[
Editor's Note: Read the Powells.com interview with Michael Perry.]
"Which came first, the chicken or the coop?"
— my wife, 2007
She didn't really say that, but she certainly earned the right. We first discussed the idea of getting chickens way back when we were dating. Shortly after that I began fantasizing about the perfect chicken coop. I came up with a lot of really terrific plans. And just kept coming up with them...even after we were married, and the chicks arrived...even after the chicks grew feathers...even after the chickens had been moved from the garage to the old pump house because the garage had gone to smelling like a rendering plant. At certain family meetings, it was posited that if I didn't get the coop built soon, we would settle into a perpetual Easter with every day an egg hunt.
With help from my buddy Mills, I did get the bloody thing built before the snow flew. And I don't mean bloody in the light English profanity sense. While constructing one of the walls, Mills managed to shoot himself through the finger with the nail gun (this from the same guy who served as my personal doula during the homebirth of my daughter). I wasn't helping Mills the day he shot himself, so he took a photo of the carnage and sent it to me.
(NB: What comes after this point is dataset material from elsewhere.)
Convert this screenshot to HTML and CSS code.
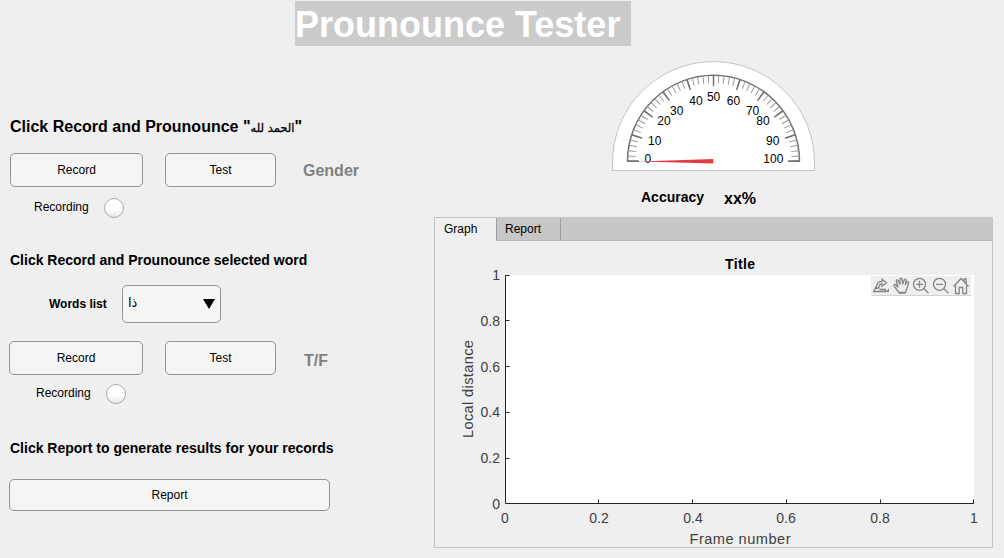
FILE: index.html
```html
<!DOCTYPE html>
<html lang="en">
<head>
<meta charset="utf-8">
<title>Prounounce Tester</title>
<link rel="stylesheet" href="styles.css">
</head>
<body>
<header class="header"><h1 class="title">Prounounce Tester</h1></header>
<main class="main">
  <section class="controls">
    <h2 class="heading heading-lg">Click Record and Prounounce "<span class="arabic" lang="ar">الحمد لله</span>"</h2>
    <div class="row row-first">
      <button class="btn record">Record</button>
      <button class="btn test">Test</button>
      <span class="result">Gender</span>
    </div>
    <div class="lamp-row"><span>Recording</span><i class="lamp"></i></div>
    <h2 class="heading heading-word">Click Record and Prounounce selected word</h2>
    <div class="words">
      <span class="words-label">Words list</span>
      <div class="select"><span class="arabic-option" lang="ar">ذا</span>
        <svg width="12" height="10" viewBox="0 0 12 10"><path d="M0 0H12L6 10Z"/></svg>
      </div>
    </div>
    <div class="row row-second">
      <button class="btn record wide">Record</button>
      <button class="btn test">Test</button>
      <span class="result tf">T/F</span>
    </div>
    <div class="lamp-row lamp-second"><span>Recording</span><i class="lamp"></i></div>
    <h2 class="heading heading-report">Click Report to generate results for your records</h2>
    <button class="btn report">Report</button>
  </section>

  <section class="results">
    <svg class="gauge" width="204" height="111" viewBox="612 61 204 111">
      <path class="gauge-face" d="M612.5 170.5V162.5A101 101 0 0 1 814.5 162.5V170.5Z"/>
      <path class="gauge-arc" d="M627.5 161.3A86 86 0 0 1 799.5 161.3"/>
      <path class="gauge-minor" pathLength="500" d="M631.5 161.3A82 82 0 0 1 795.5 161.3"/>
      <path class="gauge-major" pathLength="500" d="M633 161.3A80.5 80.5 0 0 1 794 161.3"/>
      <path class="gauge-ends" d="M627 161.3H639M788 161.3H800"/>
      <g class="gauge-text">
        <text x="647.8" y="163">0</text><text x="654.7" y="145">10</text>
        <text x="664" y="125">20</text><text x="676.7" y="115">30</text>
        <text x="696" y="105">40</text><text x="713.6" y="101">50</text>
        <text x="733.4" y="104.500">60</text><text x="752.6" y="115">70</text>
        <text x="763" y="125">80</text><text x="772.8" y="145">90</text>
        <text x="773.3" y="163">100</text>
      </g>
      <path class="needle" d="M639 161.500L713.300 159V163.500Z"/>
    </svg>
    <div class="accuracy"><span class="accuracy-label">Accuracy</span><span class="accuracy-value">xx%</span></div>
    <div class="panel">
      <nav class="tabs"><span class="tab active">Graph</span><span class="tab">Report</span></nav>
      <svg class="chart" width="557" height="306" viewBox="435 241 557 306">
        <rect class="plot" x="505" y="275" width="469" height="229"/>
        <path class="axis" d="M505.500 275V503.500H974M505 275.500H509.500M505 320.500H509.500M505 366.500H509.500M505 412.500H509.500M505 458.500H509.500M598.500 504V499.500M692.500 504V499.500M786.500 504V499.500M880.500 504V499.500M973.500 504V499.500"/>
        <text class="chart-title" x="740" y="269" textLength="30">Title</text>
        <g class="ylabels">
          <text x="500" y="280">1</text><text x="500" y="326">0.8</text><text x="500" y="372">0.6</text>
          <text x="500" y="417">0.4</text><text x="500" y="463">0.2</text><text x="500" y="509">0</text>
        </g>
        <g class="xlabels">
          <text x="505" y="523">0</text><text x="599" y="523">0.2</text><text x="693" y="523">0.4</text>
          <text x="786" y="523">0.6</text><text x="880" y="523">0.8</text><text x="974" y="523">1</text>
        </g>
        <text class="axis-name" x="740" y="544" textLength="101">Frame number</text>
        <text class="axis-name" transform="translate(473 389) rotate(-90)" textLength="98">Local distance</text>
        <rect class="toolbar" x="871" y="276" width="100" height="19"/>
        <path class="toolbar-edge" d="M871 295.500H971"/>
        <g class="icon">
          <path d="M876 286.500L873.700 291.500H885.500V289.500H879.500M876.500 288.500C876 283.500 878.500 281.500 882 281.500V279.300L886.500 282.800L882 286.200V284C879.500 284 878.500 285.500 879 288Z"/>
          <path class="fill" d="M889 288.500V292H885.500Z"/>
          <path d="M899 292.500L894.300 286.300C893.200 284.700 894.700 283.800 895.800 285L898 287.300L896.300 281.300C896 279.500 897.700 279.300 898.200 280.800L900 284.500V279.500C900 277.800 902.100 277.800 902.300 279.500L902.600 284.300L904.300 280C904.900 278.500 906.500 279.200 906.100 280.800L905.200 285L906.600 282.500C907.400 281.200 909.100 282 908.500 283.500L905.500 292.500ZM899 293H905.500"/>
          <circle cx="919.500" cy="284.300" r="6"/><path d="M916 284.300H923M919.500 280.800V287.800M924 288.800L928.500 293.300"/>
          <circle cx="939.500" cy="284.300" r="6"/><path d="M936 284.300H943M944 288.800L948.500 293.300"/>
          <path d="M953.500 286.500L961 278.500L968.500 286.500M955.500 285.500V293.500H959.200V287.500H962.800V293.500H966.500V285.500M964 281.500V279H966.200V283.500"/>
        </g>
      </svg>
    </div>
  </section>
</main>
</body>
</html>
```
FILE: styles.css
```css
* { box-sizing: border-box; }
body {
  margin: 0;
  width: 1004px;
  height: 558px;
  overflow: hidden;
  background: #efefef;
  color: #000;
  font: 12px/16px "Liberation Sans", Arial, sans-serif;
}
.header { height: 61px; padding: 1px 0 0 295px; }
.title {
  width: 336px;
  height: 45px;
  margin: 0;
  background: #cbcbcb;
  color: #fff;
  font-size: 36px;
  line-height: 47px;
  white-space: nowrap;
}
.main { display: flex; }
.controls { width: 434px; padding: 56px 0 0 9px; }
.heading { margin: 0 0 0 1px; font-size: 14px; line-height: 20px; white-space: nowrap; }
.heading-lg { font-size: 16px; height: 20px; }
.arabic { font: 11.5px/16px "DejaVu Sans", sans-serif; -webkit-text-stroke: .3px #000; }
.row { display: flex; height: 34px; }
.row-first { margin: 16px 0 0; padding-left: 1px; }
.btn {
  height: 34px;
  padding: 0;
  border: 1px solid #949494;
  border-radius: 5px;
  background: #f5f5f5;
  color: #000;
  font: inherit;
}
.record { width: 133px; margin-right: 22px; }
.record.wide { width: 134px; }
.test { width: 111px; }
.result { margin-left: 27px; color: #808080; font-size: 16px; font-weight: bold; line-height: 36px; }
.result.tf { margin-left: 28px; line-height: 40px; }
.lamp-row { display: flex; align-items: center; height: 22px; gap: 15px; margin-top: 10px; padding-left: 25px; }
.lamp-row span { padding-bottom: 2px; }
.lamp-second { margin-top: 8px; padding-left: 27px; }
.lamp {
  width: 20px;
  height: 20px;
  border: 1px solid #aaa;
  border-radius: 50%;
  background: linear-gradient(#fff 60%, #e6e6e6);
}
.heading-word { margin-top: 31px; }
.words { display: flex; align-items: center; height: 38px; margin-top: 15px; padding-left: 40px; }
.words-label { width: 73px; font-weight: bold; white-space: nowrap; }
.select {
  display: flex;
  align-items: center;
  justify-content: space-between;
  width: 99px;
  height: 38px;
  padding: 0 5px;
  border: 1px solid #949494;
  border-radius: 5px;
  background: #f5f5f5;
}
.arabic-option { padding-bottom: 3px; font: 13px/16px "DejaVu Sans", sans-serif; }
.row-second { margin-top: 18px; }
.heading-report { margin-top: 33px; }
.report { display: block; width: 321px; height: 32px; margin-top: 21px; }
.results { width: 559px; }
.gauge { display: block; margin-left: 178px; }
.gauge-face { fill: #fff; stroke: #c4c4c4; }
.gauge-arc { fill: none; stroke: #737373; stroke-width: 1.5; }
.gauge-minor { fill: none; stroke: #999; stroke-width: 8; stroke-dasharray: 1.9 8.1; stroke-dashoffset: .95; }
.gauge-major { fill: none; stroke: #707070; stroke-width: 11; stroke-dasharray: 3 47; stroke-dashoffset: 1.5; }
.gauge-ends { stroke: #707070; stroke-width: 1.4; }
.gauge-text { font-size: 12px; text-anchor: middle; }
.needle { fill: #e03c42; }
.accuracy { display: flex; height: 45px; padding: 16px 0 0 207px; font-weight: bold; }
.accuracy-label { width: 83px; font-size: 14px; line-height: 19px; }
.accuracy-value { font-size: 16px; line-height: 21px; }
.panel { width: 559px; height: 331px; border: 1px solid #c4c4c4; }
.tabs { display: flex; height: 23px; background: #c7c7c7; border-bottom: 1px solid #b9b9b9; }
.tab { width: 64px; height: 22px; padding-left: 8px; border-right: 1px solid #a0a0a0; line-height: 22px; }
.tab.active { width: 62px; height: 23px; padding-left: 9px; background: #efefef; }
.chart { display: block; }
.plot { fill: #fff; }
.axis { fill: none; stroke: #262626; }
.chart-title { font-size: 14px; font-weight: bold; text-anchor: middle; }
.ylabels, .xlabels { fill: #404040; font-size: 14px; text-anchor: end; }
.xlabels { text-anchor: middle; }
.axis-name { fill: #404040; font-size: 14.6px; text-anchor: middle; }
.toolbar { fill: #efefef; }
.toolbar-edge { stroke: #d2d2d2; }
.icon { fill: none; stroke: #858585; stroke-width: 1.3; }
.icon .fill { fill: #808080; stroke: none; }
```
It has been said that one must suffer for one's art: In this case, I appreciate Mills suffering for my art. Without Mills, there would be no coop on the cover of Coop.

Nice shirt.
As you can see from the photo above (I wish I could say the boat behind me is my private carp-shooting rig, but in truth it's in storage for a friend), I didn't let Mills do all the work himself. You will note the tape measure. I had a whole riff on tape measures in Coop that didn't make the final cut. I buy a lot of tape measures because I lose a lot of tape measures. I figure the more you seed the farm with them the more likely you are to find one when you need one. In order to stretch my tape measure budget, I draw a fine line between quality and economy. Once, while shopping for materials to build myself a modest hunting shack, I found myself staring at a hot pink tape measure. I liked the idea of the pink tape measure not because pink's my thing but because I figured it would be easy to find if I ever I misplaced it, which is usually about five minutes into the project. I waffled a bit, because the tape measure cost $1.95, and if you buy a 25-foot tape measure for under two bucks you are buying junk and you know it, but then I thought, well, what the heck, because it's not like I need something top of the line and as a matter of fact, with my limited construction skills (I bend as many nails as I drive), a high-end tape measure seems an overoptimistic investment. And so I bought the thing.
The very first time I tried to use it, while measuring corner-to-corner to make sure the floor I was building was square (it wasn't), the tape was extended about eight feet when the tab slipped off the board and the blade retracted, z-whup! It whipped around a little at the end there, and because the blade was made of some metal one notch below tinfoil, the force of the retraction put a kink in it, the upshot being that the end of the blade curved up and every time I hooked it over a board and tried to take a measurement, the end sprung loose and z-whup! rolled itself up. The third time this happened, I rose up to my tip-toes and hurled the thing straight down with all the fury I could muster.
When it hit the floorboards, the tape measure exploded like a cheap...tape measure. The hot pink shell split in two halves. One half flew out into an adjacent overgrown pasture. The other half bounded nearly straight up and landed on the roof of my father's woodshed. The tape, released from the confines of the case, uncoiled with explosive force, flinging itself every which way. I cannot lie, it was a most satisfying result. There are more acceptable ways to handle blind rage, but show me one that pays off with the same level of instant gratification.
"That's what you get for buying a $1.95 tape measure," I thought, and immediately felt the rage returning. Sure, my fault, but they knew that tape measure was a piece of crap when they put it on the shelf. It was fraudulent at any price. I couldn't find the one half that had bounced into the cow yard, but I got the other off the roof, wrapped the blade around it in a big wad, taped the whole works together into a shattered, twisted bundle, and headed back to the store. When I got there I went to the customer service counter and, using my best I'm about to climb a tall tower with a big gun gaze, looked the nice young lady square in the eyes, held out the clustered remnants, and said two words.
"This broke."
She looked at the wad of wreckage. Then she looked back at me.
Then she dug $1.95 out of the till.
I used the money to buy nails I couldn't hit.
We did get the coop built before the snow flew. Apart from a few splinters, there were no more work-related injuries, although we had a very close call when a wall broke loose and nearly crushed me.

This is why, even as a writer, I favor steel-toed boots. I came three feet from being Buster Keaton.
As of this writing, our chickens have survived their second Wisconsin winter in a structure more solid than my dreams. But please, when you see the coop on the cover of Coop, pause a moment to think of poor old Mills, doing a jig in the driveway, squeezing his punctured digit, and reciting aloud some very naughty words indeed.